I have accepted the judgement as part of being a parent of an aspy. What most do not realise is that a meltdown is often a serious anxiety attack that cannot be managed easily. My son is in serious distress when it happens and the only way out is to get him out of the situation and somewhere "safe". Frankly my only concern if for him and the judgemental are irrelevant.


Originally Posted by geordie mandy
Or even in a public space.
The reason i ask the question is my youngest boy who has aspergers is what can i say challenging at times when i have to take to get any shopping, go to any drs or generally any where in public. Thank fully he can have days where the only hassle he gives me is in having to walk on the red squares only from the car park to the drs or insisting on going a certain route to the toilet.
However there have been days where he has meltdowns and screams at me for what to some seem like insignificant things.
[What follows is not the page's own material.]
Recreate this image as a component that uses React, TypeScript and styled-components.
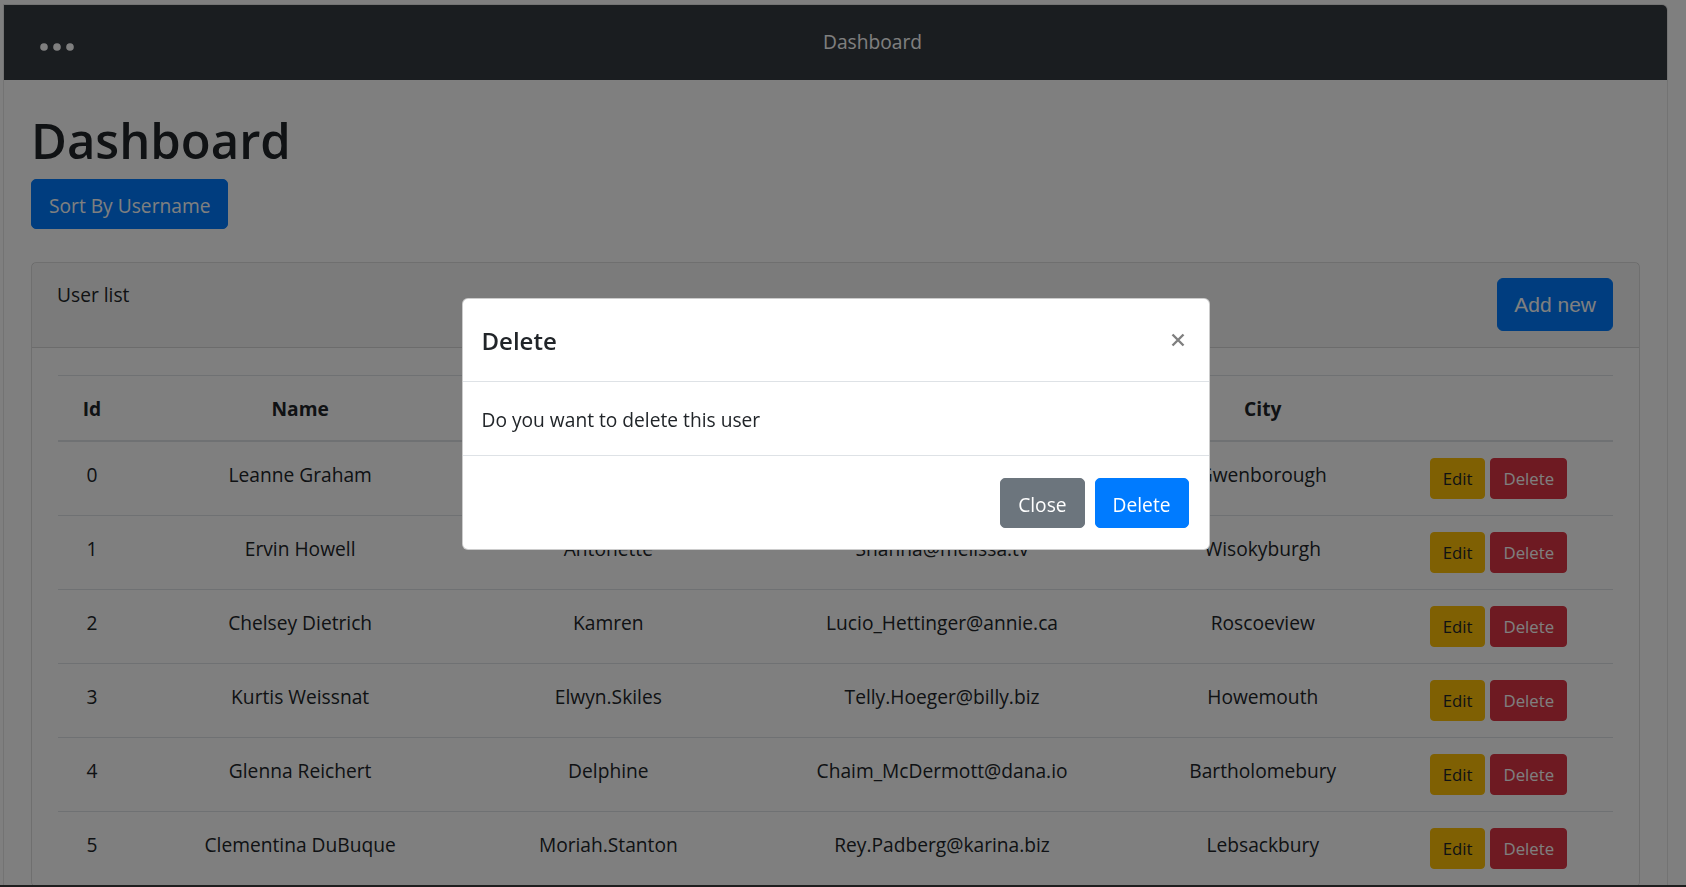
import styled, { createGlobalStyle } from "styled-components";

type Tone = "primary" | "secondary" | "warning" | "danger";

type User = {
  id: number;
  name: string;
  username: string;
  email: string;
  city: string;
};

const users: User[] = [
  { id: 0, name: "Leanne Graham", username: "Bret", email: "Sincere@april.biz", city: "Gwenborough" },
  { id: 1, name: "Ervin Howell", username: "Antonette", email: "Shanna@melissa.tv", city: "Wisokyburgh" },
  { id: 2, name: "Chelsey Dietrich", username: "Kamren", email: "Lucio_Hettinger@annie.ca", city: "Roscoeview" },
  { id: 3, name: "Kurtis Weissnat", username: "Elwyn.Skiles", email: "Telly.Hoeger@billy.biz", city: "Howemouth" },
  { id: 4, name: "Glenna Reichert", username: "Delphine", email: "Chaim_McDermott@dana.io", city: "Bartholomebury" },
  { id: 5, name: "Clementina DuBuque", username: "Moriah.Stanton", email: "Rey.Padberg@karina.biz", city: "Lebsackbury" },
];

const columns = [
  { label: "Id", width: 68 },
  { label: "Name", width: 348 },
  { label: "Username", width: 268 },
  { label: "Email", width: 399 },
  { label: "City", width: 242 },
  { label: "", width: 229 },
];

const toneColors: Record<Tone, { bg: string; fg: string }> = {
  primary: { bg: "#007bff", fg: "#fff" },
  secondary: { bg: "#6c757d", fg: "#fff" },
  warning: { bg: "#ffc107", fg: "#212529" },
  danger: { bg: "#dc3545", fg: "#fff" },
};

const GlobalStyle = createGlobalStyle`
  * {
    box-sizing: border-box;
  }
  html,
  body {
    margin: 0;
    padding: 0;
  }
  body {
    background: #fff;
    color: #212529;
    font-family: "Open Sans", "Liberation Sans", sans-serif;
    font-size: 19.2px;
    line-height: 30px;
    overflow: hidden;
  }
`;

const Screen = styled.div`
  width: 1686px;
  height: 887px;
  padding: 4px 18px 0 3px;
  display: flex;
  flex-direction: column;
`;

const BrowserWindow = styled.div`
  flex: 1;
  min-height: 0;
  border: 1px solid #e6e6e6;
  border-bottom: none;
  border-top-right-radius: 6px;
  overflow: hidden;
  background: #fff;
`;

const Taskbar = styled.div`
  height: 2px;
  margin: 0 -18px 0 -3px;
  background: #3c3c3c;
`;

const Navbar = styled.nav`
  display: flex;
  align-items: center;
  height: 75px;
  background: #343a40;
`;

const MenuButton = styled.button`
  display: flex;
  width: 74px;
  padding: 9px 0 0 36px;
  border: 0;
  background: none;
`;

const Brand = styled.span`
  flex: 1;
  margin-top: -1px;
  text-align: center;
  color: #fff;
  font-size: 19.2px;
`;

const Main = styled.main`
  padding: 30px 27px 0;
`;

const PageTitle = styled.h1`
  margin: 0 0 9px;
  font-size: 49px;
  line-height: 60px;
  font-weight: 600;
`;

const Button = styled.button<{ $tone: Tone; $small?: boolean }>`
  display: inline-flex;
  align-items: center;
  justify-content: center;
  height: ${(props) => (props.$small ? "41px" : "50px")};
  padding: ${(props) => (props.$small ? "2px 12px 0" : "3px 17px 0")};
  border: 1px solid ${(props) => toneColors[props.$tone].bg};
  border-radius: ${(props) => (props.$small ? "4px" : "5px")};
  background: ${(props) => toneColors[props.$tone].bg};
  color: ${(props) => toneColors[props.$tone].fg};
  font-family: inherit;
  font-size: ${(props) => (props.$small ? "16.8px" : "19.2px")};
  line-height: 1;
  cursor: pointer;
`;

const AddButton = styled.button`
  height: 53px;
  padding: 0 16px;
  border: 1px solid #007bff;
  border-radius: 6px;
  background: #007bff;
  color: #fff;
  font-family: "Liberation Sans", Arial, sans-serif;
  font-size: 21px;
  cursor: pointer;
`;

const Card = styled.section`
  margin-top: 33px;
  border: 1px solid rgba(0, 0, 0, 0.125);
  border-radius: 5px;
`;

const CardHeader = styled.header`
  display: flex;
  justify-content: space-between;
  align-items: flex-start;
  padding: 15px 26px 16px 25px;
  border-bottom: 1px solid rgba(0, 0, 0, 0.125);
  background: rgba(0, 0, 0, 0.03);
`;

const CardLabel = styled.span`
  padding-top: 2px;
`;

const CardBody = styled.div`
  padding: 27px 26px 0;
`;

const Table = styled.table`
  width: 100%;
  border-collapse: separate;
  border-spacing: 0;
  table-layout: fixed;
`;

const HeadCell = styled.th`
  padding: 18px 8px 16px;
  border-top: 1px solid #dee2e6;
  border-bottom: 2px solid #dee2e6;
  font-weight: 700;
  text-align: center;
  line-height: 30px;
`;

const Cell = styled.td`
  padding: 18px 8px 14px;
  border-bottom: 1px solid #dee2e6;
  text-align: center;
  vertical-align: top;
  line-height: 30px;
  white-space: nowrap;
`;

const ActionCell = styled(Cell)`
  padding: 16px 8px;
`;

const ActionGroup = styled.div`
  display: flex;
  justify-content: center;
  gap: 5px;
`;

const Backdrop = styled.div`
  position: fixed;
  inset: 0;
  display: flex;
  justify-content: center;
  align-items: flex-start;
  padding: 298px 19px 0 4px;
  background: rgba(0, 0, 0, 0.5);
`;

const Dialog = styled.div`
  width: 748px;
  border: 1px solid rgba(0, 0, 0, 0.2);
  border-radius: 6px;
  background: #fff;
`;

const DialogHeader = styled.div`
  display: flex;
  justify-content: space-between;
  align-items: flex-start;
  padding: 23px 20px 21px 19px;
  border-bottom: 1px solid #dee2e6;
`;

const DialogTitle = styled.h5`
  margin: 0;
  font-size: 24px;
  line-height: 38px;
  font-weight: 600;
`;

const CloseX = styled.button`
  display: flex;
  margin: 11px 4px 0 0;
  padding: 0;
  border: 0;
  background: none;
  cursor: pointer;
`;

const DialogBody = styled.div`
  padding: 23px 20px 20px 19px;
  border-bottom: 1px solid #dee2e6;
`;

const DialogFooter = styled.div`
  display: flex;
  justify-content: flex-end;
  gap: 10px;
  padding: 22px 20px 21px;
`;

function Dots() {
  return (
    <svg width="34" height="8" viewBox="0 0 34 8">
      <circle cx="4" cy="4" r="3.8" fill="#fff" />
      <circle cx="17" cy="4" r="3.8" fill="#fff" />
      <circle cx="30" cy="4" r="3.8" fill="#fff" />
    </svg>
  );
}

export default function App() {
  return (
    <>
      <GlobalStyle />
      <Screen>
        <BrowserWindow>
          <Navbar>
            <MenuButton aria-label="menu">
              <Dots />
            </MenuButton>
            <Brand>Dashboard</Brand>
          </Navbar>
          <Main>
            <PageTitle>Dashboard</PageTitle>
            <Button $tone="primary">Sort By Username</Button>
            <Card>
              <CardHeader>
                <CardLabel>User list</CardLabel>
                <AddButton>Add new</AddButton>
              </CardHeader>
              <CardBody>
                <Table>
                  <colgroup>
                    {columns.map((col, i) => (
                      <col key={i} style={{ width: col.width }} />
                    ))}
                  </colgroup>
                  <thead>
                    <tr>
                      {columns.map((col, i) => (
                        <HeadCell key={i}>{col.label}</HeadCell>
                      ))}
                    </tr>
                  </thead>
                  <tbody>
                    {users.map((user) => (
                      <tr key={user.id}>
                        <Cell>{user.id}</Cell>
                        <Cell>{user.name}</Cell>
                        <Cell>{user.username}</Cell>
                        <Cell>{user.email}</Cell>
                        <Cell>{user.city}</Cell>
                        <ActionCell>
                          <ActionGroup>
                            <Button $tone="warning" $small>
                              Edit
                            </Button>
                            <Button $tone="danger" $small>
                              Delete
                            </Button>
                          </ActionGroup>
                        </ActionCell>
                      </tr>
                    ))}
                  </tbody>
                </Table>
              </CardBody>
            </Card>
          </Main>
        </BrowserWindow>
        <Taskbar />
      </Screen>
      <Backdrop>
        <Dialog role="dialog">
          <DialogHeader>
            <DialogTitle>Delete</DialogTitle>
            <CloseX aria-label="close">
              <svg width="14" height="14" viewBox="0 0 14 14">
                <path
                  d="M1.5 1.5 L12.5 12.5 M12.5 1.5 L1.5 12.5"
                  stroke="#000"
                  strokeOpacity="0.5"
                  strokeWidth="2.4"
                />
              </svg>
            </CloseX>
          </DialogHeader>
          <DialogBody>Do you want to delete this user</DialogBody>
          <DialogFooter>
            <Button $tone="secondary">Close</Button>
            <Button $tone="primary">Delete</Button>
          </DialogFooter>
        </Dialog>
      </Backdrop>
    </>
  );
}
I have some people who tutt at me and mutter under their breath stupid woman or bad mother. Ive even had one woman report me to security as my son was what she percived to be a nutter.
Thank fully ive had some really nice people who could see i was distressed at his behaviour and managed to help me calm him down and seemed to understand. Infact one woman who witnessed a scene when i had to get him new shoes was an angel and distracted him by asking himself. However i wish more people would be as undertanding
So what would the people of BE do if they saw a mother struggling with a difficult child?